Cheng I Sao and her husband established an organization of over 50,000 pirates in the South China Sea. When Cheng’s husband died in 1807, she took control of the pirates. The Chinese Imperial Fleet lost over 60 boats to Widow Cheng’s fleet. Whole villages were held for ransom. She retired after a few years later when British and Portugese ships joined the hunt for her and negotiated such a favorable settlement that most of the pirates got to keep all their stolen loot–anything to break up Widow Cheng’s pirate confederation! Widow Cheng retired rich and took over a gambling house, dying peacefully at the age of 69 in 1844.

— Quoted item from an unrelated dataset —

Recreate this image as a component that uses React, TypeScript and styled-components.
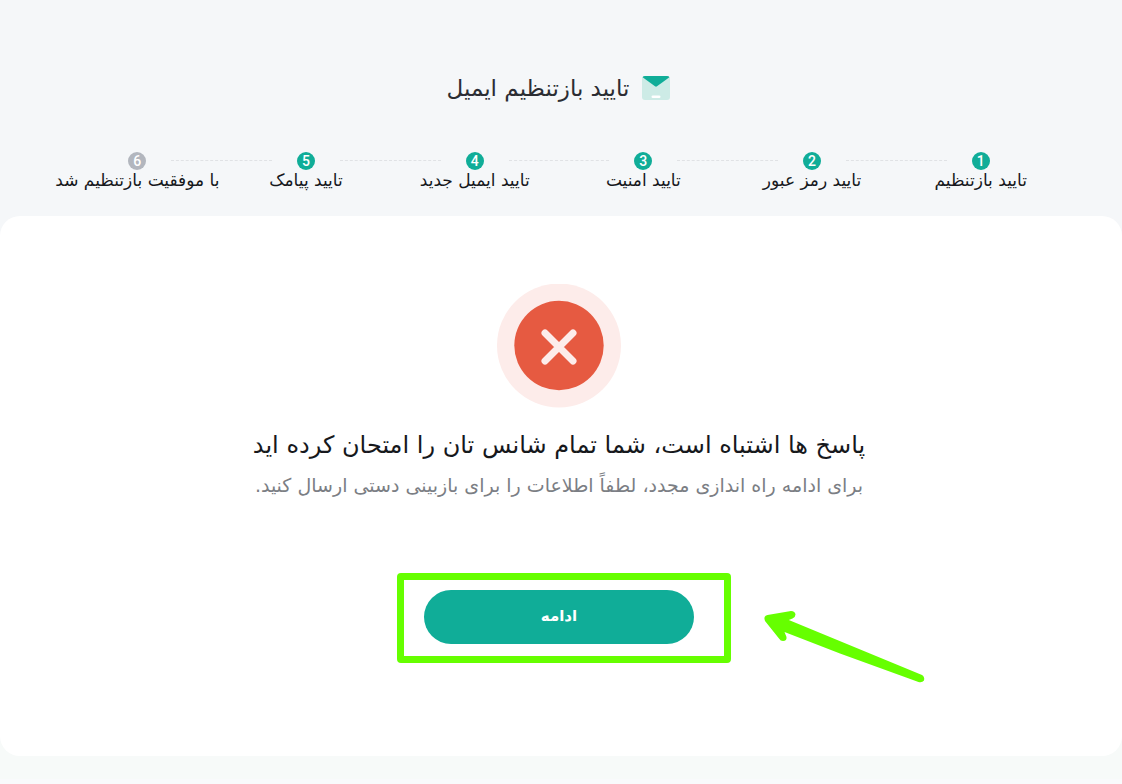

Freydis Eiricksdottir was born in Greenland around 970 A.D., the illegitimate daughter of Erik the Red–Leif Eriksson, the discoverer of Vinland (modern-day Newfandland, Canada) was her half-brother. Freydis was a tough woman who was once abandoned on Vinland while pregnant, gave birth, and worked as a farmer for a year before she could be rescued. On one expedition, she and her husband killed the captains of the other ships on their expedition and stole their ships! On another (or possibly the same one), she ordered the execution of an entire shipful of prisoners, chopping off the heads of the five women on board herself when the other pirates couldn’t do it.